Saturday, September 19, 2009

Breaking the Ice

The night of Sept. 17th, a night of firsts and of what I hope will be many more to come.

The weather was rather warm and humid, as it normally is here in Southwest Georgia. I was lucky to have a decent steady breeze, that would sometimes crest as a heavy wind, blowing from the southwest as I peered east awaiting the arrival of the elegant whitetail deer. Hoping for a mature buck, I knocked an arrow and began the wait overlooking two groups of persimmon trees, each 25 yards away, one to the north the other to the east.

As I sat waiting, a jay flies in and lights behind me in my backdrop of a wild cherry tree and scrub oaks. He hangs out for a few minutes providing a small amount of entertainment, and eventually flies off to search for more food in the next group of trees. Time continues to pass and is filled with admiring God's great creation and catnaps. ;^) A light sprinkle begins to fall, with the sun shining bright and no clouds above me. This was a common occurence in Florida but was my first time seeing it here in Georgia. The sprinkle fades away and the sun begins to set.

As the sun is setting, I hear a loud blow of a doe through the woods and on another field to the east of me. It was followed by another and then a sequence of short lighter ones as she ran away to the south. I was hoping she would turn and run into the hardwood bottom between us and come out in my field, but it didn't happen. A few minutes pass and I scan my persimmons to see if anything is coming in when I see a deer's head passing through the tall grass, coming right at me to feast. It was a good size doe with a brilliant brownish/red coat. Behind her was more movement, an old grey doe that I had been trying to harvest for three years. I had the chance last year, but right as I went to draw back my bow she spotted me and began to blow like mad for 13 minutes. Not entirely spooked she did present a shot, but my release let go in draw back and the arrow when flying to the ground. As I reached for another arrow the movement was enough to push her over the limit and send her on her way, with her yearling and fawn closely behind.

This time would be different. As she stepped out of the grass and began feeding, she walked behind a young persimmon tree that provided the best time to draw. I come to full draw and wait for her to present me with a clean shot, and as she does I see more movement from where she come from. It was her fawn from last year, and she walked right behind her keeping me from taking the shot. As I remain in full draw for what seemed like eternity but was more like 45 seconds, she raises her head and looks right at me. "Great, she is gonna get spooked and run off", I think to myself while I sit there starting to shake from being at full draw for so long. She turns her head to the side and attempts to make me out but my leafy camo suit provides enough break up to put her at ease and she continues feeding. She takes a couple quick steps clearing her two offspring and I attempt to bleat to stop her. The bleat sounded like a doe getting hit by a Mack truck, but it worked. She stopped and turned to look, presenting me with the ideal broadside shot. I centered my pin, hit the release and listened to the thwack of the arrow as it struck just behind her shoulder in the heart area. She takes off to the north into the field and her offspring head east into the bottom. She ran to what I thought was about 20 yards and stopped, I watched for a few seconds and then she disappeared as she fell into the tall grass.

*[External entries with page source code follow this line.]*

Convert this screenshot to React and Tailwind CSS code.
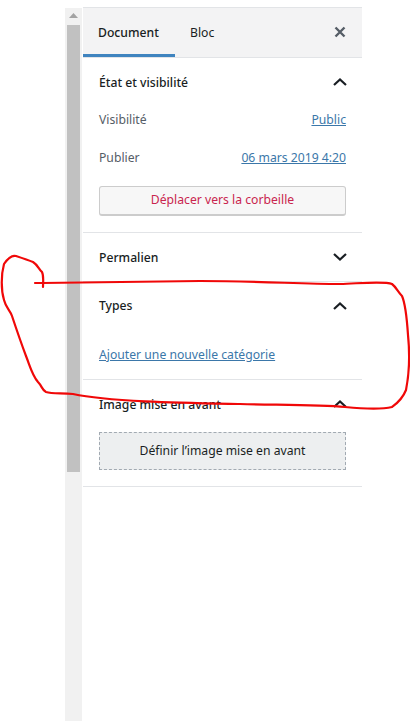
const Chevron = ({ up }) => (
    <svg width="16" height="10" viewBox="0 0 16 10" fill="none" stroke="#191e23" strokeWidth="2.2" className="mr-[-2px]">
        <path d={up ? "M2 8 L8 2.5 L14 8" : "M2 2 L8 7.5 L14 2"} />
    </svg>
);

const SectionHeader = ({ title, up }) => (
    <div className="flex items-center justify-between h-12 px-4 font-medium text-[#191e23]">
        <span className={title === "Types" ? "" : "mt-[2px]"}>{title}</span>
        <Chevron up={up} />
    </div>
);

export default function App() {
    return (
        <div className="relative h-[721px] w-[410px] overflow-hidden bg-white flex text-[12.2px] [font-family:'Noto_Sans',sans-serif]">
            <div className="w-[65px] shrink-0" />
            <div className="w-[17px] shrink-0 bg-[#f1f1f1] flex flex-col items-center mt-[8px] pt-[4px]">
                <svg width="9" height="5" viewBox="0 0 9 5" className="mt-[1px]">
                    <path d="M0 5 L4.5 0 L9 5 Z" fill="#a3a3a3" />
                </svg>
                <div className="w-[13px] h-[447px] mt-[7px] bg-[#c1c1c1]" />
            </div>
            <div className="w-[279px] shrink-0 ml-px border-t border-[#e2e4e7] mt-[7px]">
                <div className="flex items-center justify-between h-[50px] bg-[#f3f3f4] border-b border-[#e2e4e7] pr-4 relative">
                    <div className="flex h-full">
                        <div className="w-[92px] h-[49px] pl-[15px] pt-[16px] font-medium text-[#191e23] border-b-[3px] border-[#3f84bf] leading-[18px]">Document</div>
                        <div className="pl-[15px] pt-[16px] text-[#191e23] leading-[18px]">Bloc</div>
                    </div>
                    <svg width="12" height="12" viewBox="0 0 12 12" stroke="#555d66" strokeWidth="2.4" className="mb-[1px]">
                        <path d="M1.5 1.5 L10.5 10.5 M10.5 1.5 L1.5 10.5" />
                    </svg>
                </div>
                <div className="border-b border-[#e2e4e7] pb-4">
                    <SectionHeader title="État et visibilité" up />
                    <div className="px-4">
                        <div className="flex justify-between h-[38px] items-center -mt-[5px] text-[#555d66]">
                            <span>Visibilité</span>
                            <a className="underline text-[#3b77a9]">Public</a>
                        </div>
                        <div className="flex justify-between h-[38px] items-center text-[#555d66]">
                            <span>Publier</span>
                            <a className="underline text-[#3b77a9]">06 mars 2019 4:20</a>
                        </div>
                        <button className="w-full h-[30px] mt-[9px] bg-[#f7f7f7] border border-[#cccccc] border-b-2 rounded-[3px] text-[#c9254e] text-center">Déplacer vers la corbeille</button>
                    </div>
                </div>
                <div className="border-b border-[#e2e4e7]">
                    <SectionHeader title="Permalien" />
                </div>
                <div className="border-b border-[#e2e4e7] h-[98px]">
                    <SectionHeader title="Types" up />
                    <div className="px-4 pt-4">
                        <a className="underline text-[#3b77a9]">Ajouter une nouvelle catégorie</a>
                    </div>
                </div>
                <div className="border-b border-[#e2e4e7] pb-4">
                    <SectionHeader title="Image mise en avant" up />
                    <div className="px-4 pt-1">
                        <button className="w-full h-[38px] bg-[#edeff0] border border-dashed border-[#a2aab2] text-[#191e23] text-center">Définir l’image mise en avant</button>
                    </div>
                </div>
            </div>
            {/* main a la souris par dessus la capture */}
            <svg width="410" height="721" viewBox="0 0 410 721" fill="none" className="absolute inset-0 pointer-events-none">
                <path
                    d="M35 283 C70 283 100 282 200 281 C260 281 300 284 340 284 C365 283 385 281 392 284 C396 287 398 292 402 296 C406 305 407 320 408 335 C410 355 409 375 406 390 C402 400 396 404 392 407 C380 410 365 409 345 407 C320 405 280 405 240 404 C190 403 110 402 73 394 C60 393 52 394 46 392 C42 390 42 386 38 382 C32 375 30 366 26 356 C20 340 15 325 12 316 C10 310 6 308 4 300 C1 290 1 275 4 264 C8 258 12 255 16 256 C22 258 28 260 33 262 C38 265 39 270 42 272 C44 276 43 282 43 287"
                    stroke="#f00808"
                    strokeWidth="2.2"
                    strokeLinecap="round"
                    strokeLinejoin="round"
                />
            </svg>
        </div>
    );
}
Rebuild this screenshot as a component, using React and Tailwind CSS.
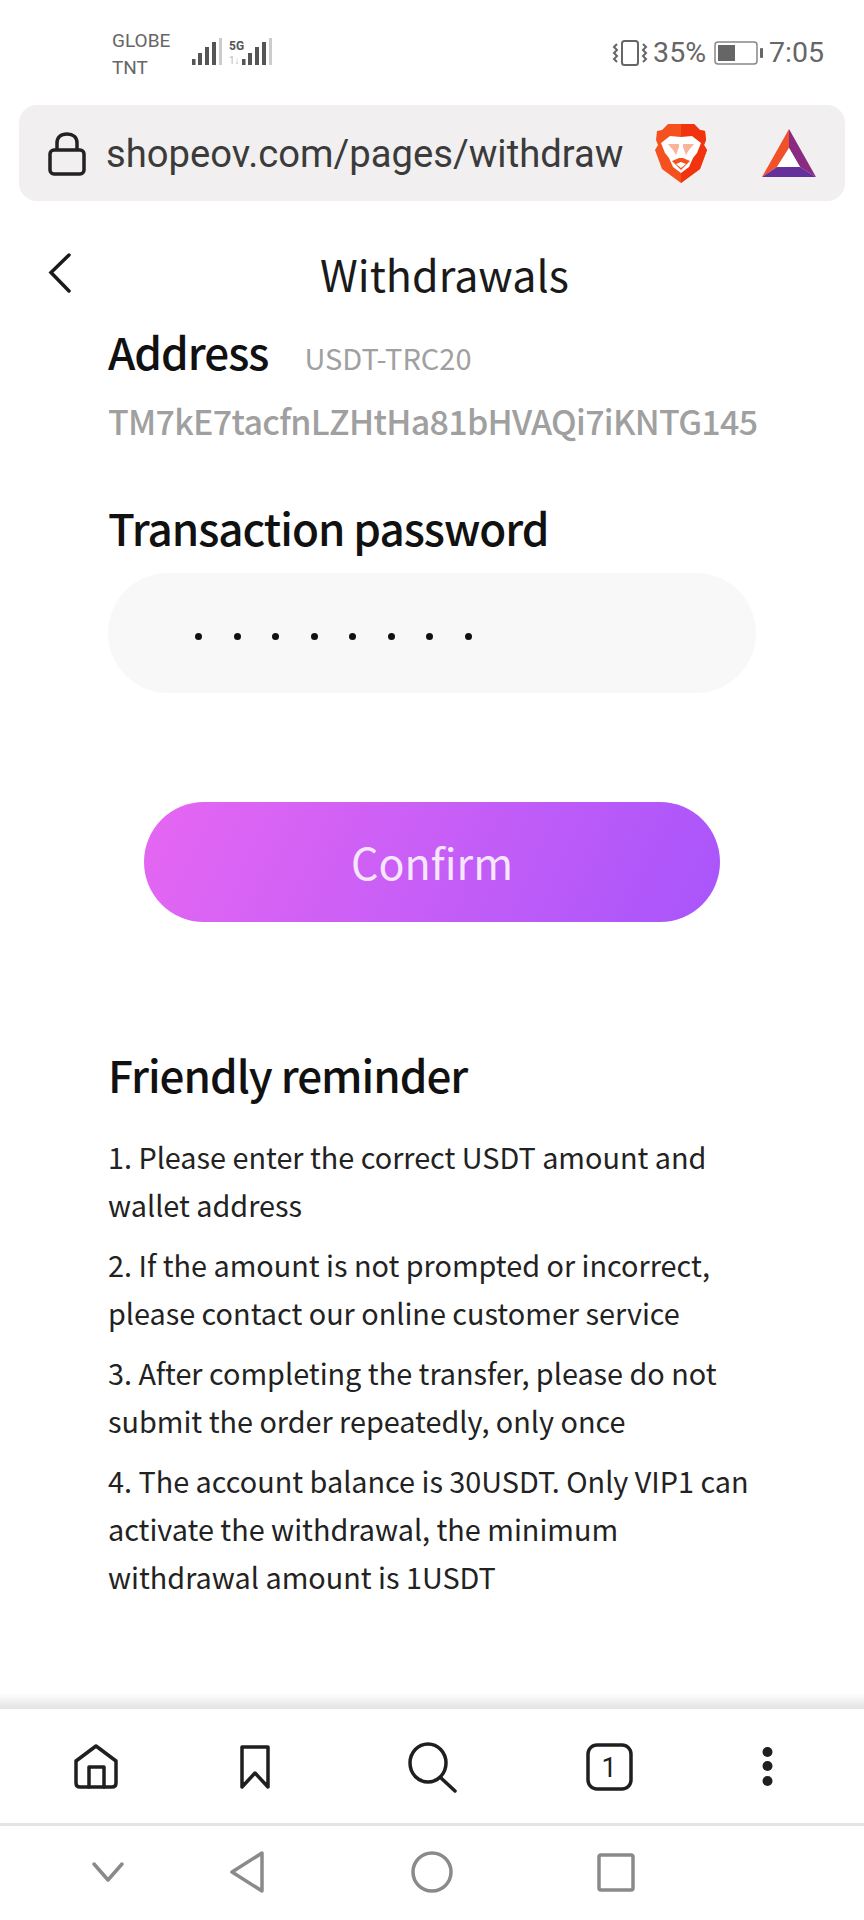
const font = { fontFamily: '"Noto Sans CJK SC", "Noto Sans", sans-serif' };

function Bars({ x = 0 }) {
  return (
    <g transform={`translate(${x} 0)`}>
      <rect x="0" y="21" width="3.500" height="6" fill="#555" />
      <rect x="6" y="15" width="4" height="12" fill="#555" />
      <rect x="13" y="9" width="4" height="18" fill="#555" />
      <rect x="20" y="4" width="4" height="23" fill="#555" />
      <rect x="27" y="0" width="3" height="27" fill="#ccc" />
    </g>
  );
}

function Brave() {
  return (
    <svg width="52" height="60" viewBox="0 0 52 60">
      <path d="M13 1H39L45 7L50 8L51 17L49 22L52 27L45 46L26 60L7 46L0 27L3 22L1 17L2 8L7 7Z" fill="#f4511e" />
      <path d="M26 1H39L45 7L50 8L51 17L49 22L52 27L45 46L26 60Z" fill="#f2330f" />
      <path d="M6 20L15 13L26 14L37 13L46 20L42 30L38 35L34 44L26 50L18 44L14 35L10 30Z" fill="#fff" />
      <path d="M13 21H24V24L21 32L18 27ZM39 21H28V24L31 32L34 27Z" fill="#f9b39a" />
      <path d="M17 38L24 35H28L35 38L26 47Z" fill="#f4511e" />
      <path d="M21 41L26 39L31 41L26 45Z" fill="#fff" />
    </svg>
  );
}

function Bat() {
  return (
    <svg width="54" height="48" viewBox="0 0 54 48">
      <path d="M27 0L0 48L15 38L27 19Z" fill="#f0512a" />
      <path d="M27 0V19L38 38L54 48Z" fill="#8a2a80" />
      <path d="M0 48H54L38 38H15Z" fill="#65309a" />
      <path d="M27 19L15 38H38Z" fill="#fff" />
    </svg>
  );
}

const reminders = [
  ["1. Please enter the correct USDT amount and", "wallet address"],
  ["2. If the amount is not prompted or incorrect,", "please contact our online customer service"],
  ["3. After completing the transfer, please do not", "submit the order repeatedly, only once"],
  ["4. The account balance is 30USDT. Only VIP1 can", "activate the withdrawal, the minimum", "withdrawal amount is 1USDT"],
];

export default function App() {
  return (
    <div className="w-[864px] h-[1920px] bg-white flex flex-col overflow-hidden" style={font}>
      {/* status bar */}
      <div className="h-[105px] flex items-start pl-[112px] pr-[40px] pt-[27px] text-[#666]">
        <div className="text-[19px] leading-[27px] font-['Roboto'] w-[78px]">
          <div>GLOBE</div>
          <div>TNT</div>
        </div>
        <svg width="92" height="32" viewBox="0 0 92 32" className="mt-[11px] ml-[1px]">
          <Bars x="1" />
          <text x="38" y="12" fontSize="12" fontWeight="700" fill="#555" fontFamily="Roboto">5G</text>
          <text x="38" y="26" fontSize="10" fill="#bbb" fontFamily="Roboto">1↓</text>
          <Bars x="51" />
        </svg>
        <div className="ml-auto flex items-center h-[52px] font-['Roboto'] text-[28.500px] text-[#666]">
          <svg width="36" height="26" viewBox="0 0 36 26" className="mr-[5px]" fill="none" stroke="#666">
            <rect x="10" y="1" width="16" height="24" rx="2.500" strokeWidth="2" />
            <path d="M5 4l-3 3 3 3-3 3 3 3-3 3 3 3M31 4l3 3-3 3 3 3-3 3 3 3-3 3" strokeWidth="2" />
          </svg>
          <span>35%</span>
          <svg width="50" height="24" viewBox="0 0 50 24" className="ml-[8px] mr-[5px]">
            <rect x="1" y="1" width="42" height="22" rx="3" fill="none" stroke="#888" strokeWidth="1.500" />
            <rect x="4" y="4" width="17" height="16" fill="#666" />
            <rect x="46" y="7" width="3" height="10" rx="1" fill="#666" />
          </svg>
          <span>7:05</span>
        </div>
      </div>

      {/* url bar */}
      <div className="mx-[19px] h-[96px] rounded-[18px] bg-[#f1efef] flex items-center pl-[29px] relative">
        <svg width="38" height="44" viewBox="0 0 38 44" fill="none" stroke="#222" strokeWidth="3.500" className="mt-[2px]">
          <rect x="2" y="18" width="34" height="24" rx="4" />
          <path d="M9 18V11C9 5 13 2 19 2S29 5 29 11V18" />
        </svg>
        <span className="ml-[20px] mt-[4px] text-[38.200px] text-[#3b3b3b] font-['Roboto'] whitespace-nowrap">shopeov.com/pages/withdraw</span>
        <div className="absolute left-[636px] top-[18px]"><Brave /></div>
        <div className="absolute left-[743px] top-[24px]"><Bat /></div>
      </div>

      {/* header */}
      <div className="h-[75px] mt-[35px] relative flex items-center justify-center">
        <svg width="24" height="40" viewBox="0 0 24 40" fill="none" stroke="#1a1a1a" strokeWidth="3.500" strokeLinecap="round" className="absolute left-[48px] top-[17px]">
          <path d="M21 2L3 19.500L21 38" />
        </svg>
        <h1 className="text-[43px] text-[#1a1a1a] font-normal ml-[25px]">Withdrawals</h1>
      </div>

      {/* content */}
      <div className="pl-[108px] pr-[108px]">
        <div className="flex items-baseline mt-[7px] h-[66px]">
          <span className="text-[44px] leading-[66px] font-medium text-[#111] tracking-[-1px]">Address</span>
          <span className="ml-[36px] text-[29px] text-[#a0a0a0]">USDT-TRC20</span>
        </div>
        <div className="text-[34px] leading-[50px] font-medium text-[#a0a0a0] tracking-[-0.700px] mt-[12px] whitespace-nowrap">TM7kE7tacfnLZHtHa81bHVAQi7iKNTG145</div>
        <div className="text-[44px] leading-[66px] font-medium text-[#111] tracking-[-1px] mt-[48px]">Transaction password</div>
        <div className="mt-[13px] h-[120px] w-[648px] rounded-[60px] bg-[#f8f8f8] flex items-center pl-[87px] pt-[6px] gap-[31.500px]">
          {[0, 1, 2, 3, 4, 5, 6, 7].map((i) => (
            <span key={i} className="w-[7px] h-[7px] rounded-full bg-[#111]" />
          ))}
        </div>
        <div className="mt-[109px] ml-[36px] w-[576px] h-[120px] pb-[2px] rounded-[60px] bg-[linear-gradient(115deg,#e667f2,#a855fb)] flex items-center justify-center text-[43px] text-[#f6e6fb]">Confirm</div>
        <h2 className="mt-[119px] text-[44px] leading-[66px] font-medium text-[#111] tracking-[-1px]">Friendly reminder</h2>
        <div className="mt-[26px] text-[28.800px] leading-[48px] text-[#222]">
          {reminders.map((r, i) => (
            <div key={i} className="mb-[12px] whitespace-nowrap">
              {r.map((l) => <div key={l}>{l}</div>)}
            </div>
          ))}
        </div>
      </div>

      {/* browser toolbar */}
      <div className="mt-auto">
        <div className="h-[16px] bg-gradient-to-b from-white to-[#e2e2e2]" />
        <div className="h-[117px] relative border-b-[3px] border-[#e4e4e4]">
          <svg width="864" height="114" viewBox="0 0 864 114" fill="none" stroke="#1f1f1f" strokeWidth="3.500" strokeLinejoin="round" strokeLinecap="round">
            <path d="M96 37L76 52V74Q76 78 80 78H112Q116 78 116 74V52Z" />
            <path d="M89 78V58H104V78" />
            <path d="M242 38H268V78L255 64L242 78Z" />
            <ellipse cx="428" cy="54" rx="18" ry="19" />
            <path d="M441 69L455 82" />
            <rect x="588" y="36" width="43" height="44" rx="9" />
            <circle cx="767.500" cy="43" r="5" fill="#1f1f1f" stroke="none" />
            <circle cx="767.500" cy="57" r="5" fill="#1f1f1f" stroke="none" />
            <circle cx="767.500" cy="72" r="5" fill="#1f1f1f" stroke="none" />
            <text x="609" y="68" fontSize="27" textAnchor="middle" fill="#1f1f1f" stroke="none" fontFamily="Roboto">1</text>
          </svg>
        </div>
        {/* nav bar */}
        <div className="h-[94px]">
          <svg width="864" height="94" viewBox="0 0 864 94" fill="none" stroke="#8a8a8a" strokeWidth="3.500" strokeLinejoin="round" strokeLinecap="round">
            <path d="M94 38L108 54L122 38" />
            <path d="M262 27V65L232 46Z" />
            <ellipse cx="432" cy="46" rx="19" ry="19" />
            <rect x="599" y="29" width="34" height="35" rx="2" />
          </svg>
        </div>
      </div>
    </div>
  );
}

It was 7:45 pm (est) when I shot her, just at sunset. I knew I still needed to let her lay for at least 20 minutes, so I call my wife to let her know, her husband the mighty hunter, had broke the ice and would be bringing home some meat for the freezer. I make a few more phone calls, ask a buddy to come help me load her up and head to my truck to complete the recovery. He arrives and the search begins.

Knowing where I last saw her, I figured it wouldn't take long to find her. Well... the sun had set and darkness was in full effect. The spot where I thought she fell was not the one. So we start to circle out and a few minutes later, jackpot, he finds her. On the same line I thought she was just 20 yards out further. We put her in the back of my truck and take her to his house for processing. He shows me how to do it since this the the first deer in my recent hunting experience that I can actually harvest the meat. I had harvested a button muley while stationed in Wyoming, that I processed but did not do it too well. And last year I took my first antlered whitetail, but it took me a week to find him.

This was my first doe ever, she weighed about 170+ on the hoof and toothed aged older than 6 years old. She was an alpha doe that ruled our 92 acres, keeping off any deer that she didn't like. And now will provide many a meal for me and my family.